315:41 Officers were not liable for holding
man in custody who had the same name, social security number, and birthdate
as suspect sought in fugitive warrant; failure to act on other allegedly
exculpatory information was, at most, negligence, and could not result
in federal civil rights liability. Sanchez v. Swyden, #96-40557, 139 F.3d
464 (5th Cir. 1998).
289:7 Law enforcement officials were properly
granted summary judgment in lawsuit based, in part, on allegedly false
statements in arrest warrant affidavit; even if such statements were false,
remaining true statements in arrest warrant affidavit, standing alone,
were sufficient to provide probable cause for arrest. Taylor v. Meacham,
82 F.3d 1556 (10th Cir. 1996).
290:22 City, police chief, and county sheriff
were not liable for officer's arrest of man on felony warrant for charges
which were previously resolved; court had never recalled bench warrant,
so even 24-hour access to court records would not have altered information
that warrant was still outstanding. Harris v. City of Marion, Ind., 79
F.3d 56 (7th Cir. 1996).
295:102 Police investigator could have reasonably
believed that totality of circumstances provided probable cause for arrest
of long-time roommate of confessed drug dealer for involvement in drug
offenses; investigator's alleged failure to promptly give exculpatory evidence
to prosecutor following arrest did not violate arrestee's rights. Taylor
v. Waters, 81 F.3d 429 (4th Cir. 1996).
295:103 Identification of suspect as armed
robber by three witnesses was sufficient to provide probable cause for
arrest; warrant was properly issued even though affidavit for warrant only
mentioned one of the three identifications, and probable cause to detain
arrestee continued to exist even after witness named in affidavit recanted
her identification. Rowe v. Romano, 940 F.Supp. 798 (E.D. Pa. 1996).
298:153 False arrest claim could not be based,
under Louisiana state law, on arrest made pursuant to a facially valid
warrant. Winn v. City of Alexandria, 685 So.2d 281 (La. App. 1996).

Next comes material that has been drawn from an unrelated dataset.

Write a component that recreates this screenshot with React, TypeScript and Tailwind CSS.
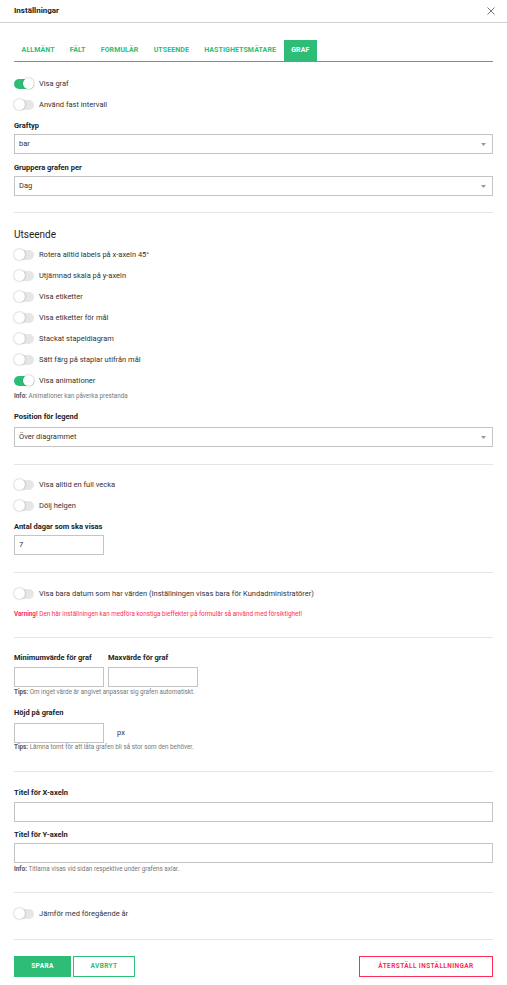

279:40 Arresting deputy and jail officer
were entitled to rely on dispatcher's information that there was an outstanding
arrest warrant for female motorist, despite her protestations of mistaken
identity; dispatcher, however, was not entitled to qualified immunity in
suit based on him conveying to deputy information about warrant that was
actually for arrestee's twin sister, with the same birthdate but a different
first name. Bibart v. Stachowiak, 888 F.Supp. 864 (N.D.Ill. 1995). [Cross-
reference: Defenses: Qualified (Good-Faith). Immunity].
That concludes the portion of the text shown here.